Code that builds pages
►

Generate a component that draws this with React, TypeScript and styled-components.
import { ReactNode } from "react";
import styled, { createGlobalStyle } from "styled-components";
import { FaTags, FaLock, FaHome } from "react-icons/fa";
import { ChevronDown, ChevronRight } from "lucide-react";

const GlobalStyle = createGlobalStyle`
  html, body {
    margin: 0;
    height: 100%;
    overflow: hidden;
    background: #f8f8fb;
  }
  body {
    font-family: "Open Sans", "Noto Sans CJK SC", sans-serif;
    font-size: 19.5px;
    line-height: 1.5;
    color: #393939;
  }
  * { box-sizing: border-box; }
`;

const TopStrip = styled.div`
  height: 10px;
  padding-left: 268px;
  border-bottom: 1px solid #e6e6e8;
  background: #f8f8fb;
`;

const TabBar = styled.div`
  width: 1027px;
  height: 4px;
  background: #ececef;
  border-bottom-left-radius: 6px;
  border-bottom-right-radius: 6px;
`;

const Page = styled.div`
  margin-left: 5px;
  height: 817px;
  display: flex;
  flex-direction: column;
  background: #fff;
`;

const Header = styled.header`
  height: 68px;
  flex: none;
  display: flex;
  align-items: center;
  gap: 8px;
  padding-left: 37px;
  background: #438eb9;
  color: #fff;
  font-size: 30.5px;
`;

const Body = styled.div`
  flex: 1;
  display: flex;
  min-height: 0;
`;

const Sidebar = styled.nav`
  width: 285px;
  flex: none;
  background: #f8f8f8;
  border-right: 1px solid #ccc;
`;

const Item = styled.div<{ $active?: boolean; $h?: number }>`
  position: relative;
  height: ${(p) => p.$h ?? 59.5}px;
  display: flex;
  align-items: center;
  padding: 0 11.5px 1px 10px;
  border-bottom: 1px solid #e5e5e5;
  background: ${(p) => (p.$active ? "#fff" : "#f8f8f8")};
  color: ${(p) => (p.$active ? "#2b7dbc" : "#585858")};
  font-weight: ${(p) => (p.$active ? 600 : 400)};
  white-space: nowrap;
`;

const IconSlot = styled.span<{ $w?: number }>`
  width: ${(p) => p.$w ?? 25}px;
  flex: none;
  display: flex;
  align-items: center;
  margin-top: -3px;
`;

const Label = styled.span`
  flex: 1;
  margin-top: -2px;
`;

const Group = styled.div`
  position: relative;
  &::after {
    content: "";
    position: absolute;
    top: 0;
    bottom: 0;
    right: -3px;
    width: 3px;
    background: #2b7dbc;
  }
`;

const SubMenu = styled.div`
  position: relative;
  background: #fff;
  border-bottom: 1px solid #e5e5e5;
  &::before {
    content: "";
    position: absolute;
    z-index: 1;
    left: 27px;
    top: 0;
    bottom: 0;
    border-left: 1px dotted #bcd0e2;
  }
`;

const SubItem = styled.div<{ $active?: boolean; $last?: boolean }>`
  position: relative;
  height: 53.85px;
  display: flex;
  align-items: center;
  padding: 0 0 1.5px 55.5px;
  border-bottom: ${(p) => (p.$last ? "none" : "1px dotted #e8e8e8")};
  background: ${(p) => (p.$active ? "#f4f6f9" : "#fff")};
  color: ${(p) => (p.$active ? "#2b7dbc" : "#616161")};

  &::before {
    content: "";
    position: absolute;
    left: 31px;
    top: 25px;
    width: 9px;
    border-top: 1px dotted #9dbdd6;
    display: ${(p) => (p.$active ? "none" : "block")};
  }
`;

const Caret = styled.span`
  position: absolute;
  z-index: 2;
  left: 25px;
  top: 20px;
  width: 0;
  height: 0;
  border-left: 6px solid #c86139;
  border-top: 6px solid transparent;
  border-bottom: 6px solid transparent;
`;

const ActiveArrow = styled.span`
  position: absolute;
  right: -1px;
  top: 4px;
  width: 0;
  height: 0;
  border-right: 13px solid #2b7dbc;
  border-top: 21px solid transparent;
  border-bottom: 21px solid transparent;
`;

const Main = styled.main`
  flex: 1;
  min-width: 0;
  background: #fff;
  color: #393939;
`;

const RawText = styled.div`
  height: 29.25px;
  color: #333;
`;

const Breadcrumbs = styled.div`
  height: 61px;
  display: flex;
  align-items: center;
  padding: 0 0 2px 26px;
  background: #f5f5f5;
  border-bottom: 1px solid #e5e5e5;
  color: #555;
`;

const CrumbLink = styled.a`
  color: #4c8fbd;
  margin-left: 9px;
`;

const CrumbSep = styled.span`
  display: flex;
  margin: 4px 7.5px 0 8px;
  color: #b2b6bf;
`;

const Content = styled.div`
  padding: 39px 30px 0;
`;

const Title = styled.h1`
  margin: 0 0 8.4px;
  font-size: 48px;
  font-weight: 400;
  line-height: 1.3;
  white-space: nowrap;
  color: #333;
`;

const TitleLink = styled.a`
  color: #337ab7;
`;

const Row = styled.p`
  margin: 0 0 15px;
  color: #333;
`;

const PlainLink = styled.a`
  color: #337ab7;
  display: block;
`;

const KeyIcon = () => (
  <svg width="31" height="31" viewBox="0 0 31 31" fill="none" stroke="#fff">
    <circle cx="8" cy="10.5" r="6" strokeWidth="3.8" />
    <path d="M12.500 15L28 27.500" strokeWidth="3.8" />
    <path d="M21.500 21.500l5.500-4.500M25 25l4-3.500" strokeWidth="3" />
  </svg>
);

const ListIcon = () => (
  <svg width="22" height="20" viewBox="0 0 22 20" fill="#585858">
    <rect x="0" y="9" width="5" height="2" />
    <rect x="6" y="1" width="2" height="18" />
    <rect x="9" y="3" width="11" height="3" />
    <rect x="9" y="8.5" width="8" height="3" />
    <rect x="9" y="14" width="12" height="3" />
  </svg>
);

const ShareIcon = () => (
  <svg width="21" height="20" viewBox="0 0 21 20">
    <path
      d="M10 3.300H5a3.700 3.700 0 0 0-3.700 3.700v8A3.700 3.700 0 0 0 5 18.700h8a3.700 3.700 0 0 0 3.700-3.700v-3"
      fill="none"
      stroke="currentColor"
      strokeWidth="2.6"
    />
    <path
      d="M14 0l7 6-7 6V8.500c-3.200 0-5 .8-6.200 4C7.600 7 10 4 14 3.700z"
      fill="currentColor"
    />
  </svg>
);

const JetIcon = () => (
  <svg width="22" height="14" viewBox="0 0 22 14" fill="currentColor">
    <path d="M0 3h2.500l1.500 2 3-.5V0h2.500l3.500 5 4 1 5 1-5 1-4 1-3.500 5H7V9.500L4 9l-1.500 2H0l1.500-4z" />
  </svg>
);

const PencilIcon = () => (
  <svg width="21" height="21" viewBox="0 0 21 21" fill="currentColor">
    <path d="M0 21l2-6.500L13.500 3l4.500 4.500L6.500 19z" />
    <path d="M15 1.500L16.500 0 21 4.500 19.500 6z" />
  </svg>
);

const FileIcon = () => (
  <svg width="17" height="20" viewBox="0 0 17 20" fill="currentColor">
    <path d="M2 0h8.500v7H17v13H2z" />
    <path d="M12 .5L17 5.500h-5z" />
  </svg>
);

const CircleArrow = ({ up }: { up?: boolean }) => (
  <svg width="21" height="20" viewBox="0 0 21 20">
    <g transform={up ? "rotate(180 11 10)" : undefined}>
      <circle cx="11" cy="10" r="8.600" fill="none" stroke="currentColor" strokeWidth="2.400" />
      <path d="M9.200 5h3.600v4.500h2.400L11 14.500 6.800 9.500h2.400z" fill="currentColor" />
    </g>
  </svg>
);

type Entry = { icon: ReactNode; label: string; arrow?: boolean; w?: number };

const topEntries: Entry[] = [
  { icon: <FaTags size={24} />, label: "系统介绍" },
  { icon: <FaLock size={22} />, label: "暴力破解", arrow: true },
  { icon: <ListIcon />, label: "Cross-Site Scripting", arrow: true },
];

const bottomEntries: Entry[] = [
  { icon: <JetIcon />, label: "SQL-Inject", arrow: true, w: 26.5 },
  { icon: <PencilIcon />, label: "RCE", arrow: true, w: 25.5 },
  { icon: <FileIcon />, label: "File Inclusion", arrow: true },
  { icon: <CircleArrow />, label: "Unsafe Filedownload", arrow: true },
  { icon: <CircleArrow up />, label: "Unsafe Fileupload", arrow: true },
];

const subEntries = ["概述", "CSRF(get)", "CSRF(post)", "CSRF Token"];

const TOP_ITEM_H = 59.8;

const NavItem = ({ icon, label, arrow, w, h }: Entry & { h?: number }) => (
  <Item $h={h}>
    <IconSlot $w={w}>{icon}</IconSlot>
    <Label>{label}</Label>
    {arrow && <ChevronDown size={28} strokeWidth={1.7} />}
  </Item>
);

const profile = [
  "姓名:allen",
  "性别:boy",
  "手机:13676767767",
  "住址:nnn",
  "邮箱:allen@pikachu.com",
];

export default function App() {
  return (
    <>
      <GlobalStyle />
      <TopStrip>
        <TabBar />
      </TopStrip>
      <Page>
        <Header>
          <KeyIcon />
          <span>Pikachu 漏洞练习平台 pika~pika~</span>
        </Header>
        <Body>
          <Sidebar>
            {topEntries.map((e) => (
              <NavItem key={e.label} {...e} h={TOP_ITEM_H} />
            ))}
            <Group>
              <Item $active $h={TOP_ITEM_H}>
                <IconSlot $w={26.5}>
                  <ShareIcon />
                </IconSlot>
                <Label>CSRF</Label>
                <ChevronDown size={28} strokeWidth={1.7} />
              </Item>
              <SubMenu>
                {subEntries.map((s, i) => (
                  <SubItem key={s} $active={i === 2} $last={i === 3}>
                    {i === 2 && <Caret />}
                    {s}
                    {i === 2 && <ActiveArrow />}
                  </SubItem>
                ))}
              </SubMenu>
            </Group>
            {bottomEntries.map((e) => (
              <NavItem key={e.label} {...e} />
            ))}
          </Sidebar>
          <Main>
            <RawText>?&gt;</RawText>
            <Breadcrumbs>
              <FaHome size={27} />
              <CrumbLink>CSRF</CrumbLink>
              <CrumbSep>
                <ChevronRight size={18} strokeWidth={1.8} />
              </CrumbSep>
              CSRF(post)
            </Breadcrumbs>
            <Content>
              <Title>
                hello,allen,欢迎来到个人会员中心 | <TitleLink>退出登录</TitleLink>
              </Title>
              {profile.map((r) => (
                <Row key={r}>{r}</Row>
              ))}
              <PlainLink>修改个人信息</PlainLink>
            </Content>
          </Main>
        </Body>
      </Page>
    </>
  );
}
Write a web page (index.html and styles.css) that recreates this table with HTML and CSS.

◄

- Exercise goal: Find every line that holds "index" and copy it.

- Task result:
    z-index: 1;
  z-index: 2;
Write a web page (index.html and styles.css) that recreates this table with HTML and CSS.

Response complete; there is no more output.